Former president of South Africa Nelson Mandela will receive an honorary degree in absentia at Brown's 242nd Commencement. A representative of the Embassy of South Africa will attend to accept the degree on his behalf.

Mandela and former president of South Africa Frederik Willem de Klerk received the Nobel Peace Prize in 1993 for their efforts to dismantle the country's system of apartheid. Mandela, who was South Africa's first black president, led the country from 1994 to 1999 in a period that sought truth, reconciliation and justice for the human rights violations committed during the apartheid period. Mandela began his political career in the 1940s, with a professed commitment to non-violent resistance, but came to see no alternative to violent methods of political struggle. In the early 1960s, Mandela co-founded the military wing of the African National Congress and was arrested in 1962, leading to a 27-year imprisonment on a sabotage charge. At the age of 91, Mandela remains one of South Africa's most iconic figures.

Shahrnush Parsipur

Iranian author Shahrnush Parsipur who began writing short stories at the age of 16 has been imprisoned four times over the course of her literary career. Parsipur and lives in California as a political refugee, is the author of "Touba and the Meaning of the Night" and "Women Without Men," two novels exploring women's place in Iranian society. The author was imprisoned twice for "Women Without Men," which speaks openly against women's sexual oppression.

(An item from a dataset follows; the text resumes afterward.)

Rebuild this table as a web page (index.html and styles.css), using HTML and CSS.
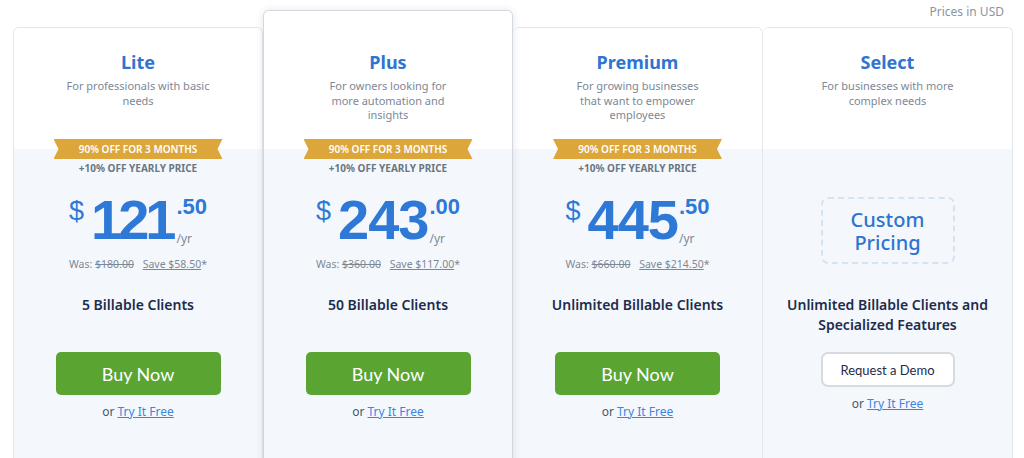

Though "Touba" was a best-seller in Iran, Parsipur's work is now banned in her native country. Her writing, which includes numerous novels, short stories, essays and a memoir that recounts her experiences in jail, has been translated from Persian into English, German, Italian, Spanish and several other languages. Parsipur, who was the first recipient of Brown's International Writers Project Fellowship in 2003, has also received a Lillian Hellman/Dashiell Hammett Award from the Fund for Free Expression.

Cecile Richards '80

The national president of Planned Parenthood Federation of America and the Planned Parenthood Action Fund, Cecile Richards '80 is a long-time advocate for social justice. She has worked as an organizer for low-wage workers and founded America Votes, a national coalition of more than 40 organizations that works on voting rights, voter education and mobilization and the Texas Freedom Network, a grassroots organization that monitors issues related to religious freedom and individual liberties in Texas.

David Rohde '90

Pulitzer Prize-winning journalist David Rohde '90 will be giving this year's baccalaureate address. See his profile here.

Romila Thapar

Romila Thapar is a leading scholar of ancient Indian history. Her research integrates archaeology, mythology, philosophy, literature and other fields to challenge oversimplified portrayals of Indian history. She received her doctorate in 1958 from London University's School of Oriental and African Studies.

A professor emerita of history at Jawaharlal Nehru University in New Delhi, Thapar is the author or co-author of 15 books and has taught at Cornell, Dartmouth and the University of Pennsylvania. In 2008, she was a co-recipient of the $1 million Kluge Prize, awarded by the Library of Congress for lifetime achievement in the study of humanity.

Gordon Wood

Distinguished historian Gordon Wood formally retired in 2008, after nearly 40 years at Brown and five years of part-time teaching. But Wood — who lectured at the White House in 1991 on the presidency of George Washington — hasn't been idle since his retirement. His volume in the Oxford History of the United States, "Empire of Liberty: A History of the Early Republic, 1789-1815," was published in fall 2009 and was a finalist for the 2010 Pulitzer Prize for history. It won the New York Historical Society's annual book prize — an award whose other candidates included his daughter Amy's first book.

Wood's other books include Pulitzer winner "The Radicalism of the American Revolution" and "The Creation of the American Republic, 1776-1787." He is currently compiling a Library of America volume of John Adams' writing.